They call it Utah’s best-kept secret, but that is soon to
change when the world spotlight shines down on the 2002 Downhill and Super G.
But for now Snowbasin is a quiet powder paradise. Snowbasin is beneficiary of a
$25 million capital infusion in recent years, spare change from Earl Holding’s
Sinclair Oil Corporation. That name sounds familiar, also the owner of Idaho’s
preeminent Sun Valley and Little America Hotels chain.
With several lifts to choose from the Middle Bowl Gondola
was our inaugural choice. It offered a swift 2,500-foot vertical ride in an
enclosed gondola, each one emblazoned with the name of a former Olympian. From
the comforts of our gondola car there are dramatic views of Mount Ogden, and The
Needles to our west. We disembarked and skied east, heading for deliciously
sweet Strawberry Bowl.
The first time I skied the Big Burn at Snowmass I thought I
had died and gone to heaven, a perfect intermediate pitch with soft snow,
fabulous open glades and stunning panoramic views. Strawberry Bowl was equally
scrumptious, and served with light fluffy powder accompanied by yet another
plush eight passenger express gondola. We spent three fabulous hours exploring
over 3,000 feet of vertical, intermediate cruising and unbelievably fun terrain
before skiing back to the base area for lunch.

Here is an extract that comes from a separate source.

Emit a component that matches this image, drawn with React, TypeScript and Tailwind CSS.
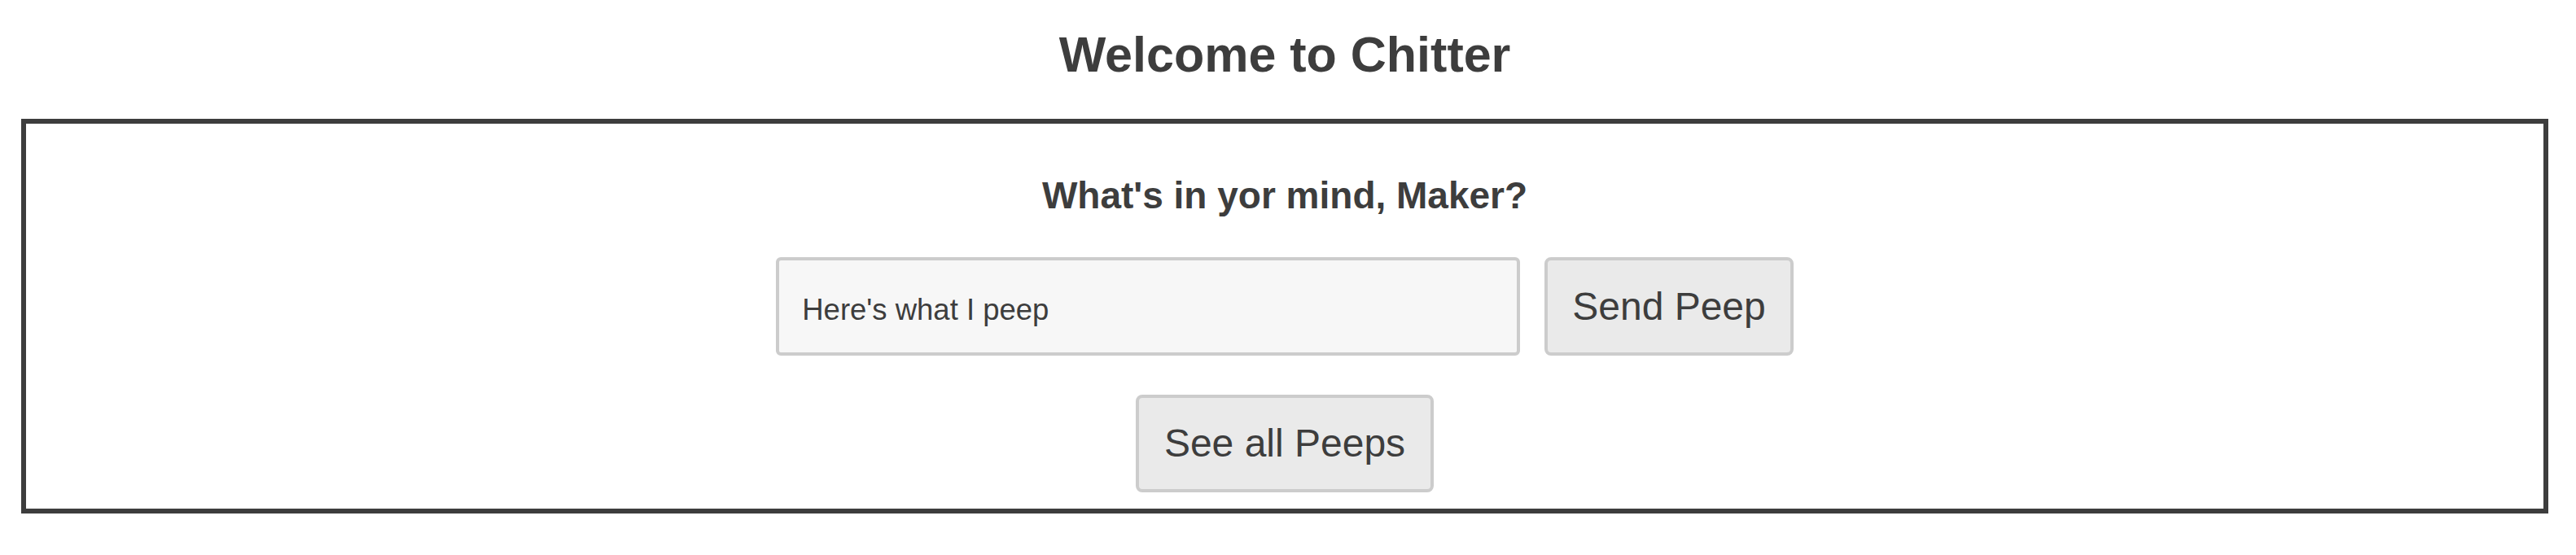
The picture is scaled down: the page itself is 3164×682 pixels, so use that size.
import React from 'react';

const App: React.FC = () => {
  return (
    <div className="min-h-[682px] bg-white text-[#3d3d3d] font-['Liberation_Sans',Arial,sans-serif]">
      <div className="ml-[26px] w-[3104px]">
        {/* Page title */}
        <h1 className="pt-[31px] text-center text-[61px] leading-[72px] font-bold">Welcome to Chitter</h1>

        {/* Peep composer */}
        <div className="mt-[43px] border-[6px] border-[#3d3d3d] flex flex-col items-center pt-[62px] pb-[20px]">
          <h2 className="text-[46px] leading-[53px] font-bold">What's in yor mind, Maker?</h2>

          <form className="mt-[49px] flex gap-[30px]" onSubmit={(e) => e.preventDefault()}>
            <input
              type="text"
              placeholder="Here's what I peep"
              className="w-[914px] h-[121px] box-border pt-[9px] pb-0 px-[28px] text-[36.5px] bg-[#f7f7f7] border-4 border-[#cccccc] rounded-[6px] text-[#3d3d3d] placeholder:text-[#3d3d3d] outline-none font-['Liberation_Sans',Arial,sans-serif]"
            />
            <button
              type="submit"
              className="px-[30px] py-[29px] text-[48px] leading-[55px] bg-[#eaeaea] border-4 border-[#cccccc] rounded-[8px] text-[#3d3d3d]"
            >
              Send Peep
            </button>
          </form>

          <button
            type="button"
            className="mt-[48px] px-[31px] py-[28px] text-[48px] leading-[56px] bg-[#eaeaea] border-4 border-[#cccccc] rounded-[8px] text-[#3d3d3d]"
          >
            See all Peeps
          </button>
        </div>
      </div>
    </div>
  );
};

export default App;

After lunch we ventured west to the John Paul Express Quad,
just another 2,500 vertical feet. Stepping on to the Olympic Tram to get 500
more vertical feet we have arrived - the start of the 2002 Olympic Downhill
course. My knees are shaking from the mere concept of racing 2,900 vertical down
78-degree steeps, technical turns, and radical gulches.
Bernard Russi, crazy Swiss course designer and Downhill
champ himself, has carved out this spectacular run. The Wildflower Course will
allow the world’s fastest to hurtle their bodies down this trail at speeds in
excess of 80 mph. I took a substantially longer than the requisite two minutes
to ski the course, stopping to contemplate the sheer madness of this event.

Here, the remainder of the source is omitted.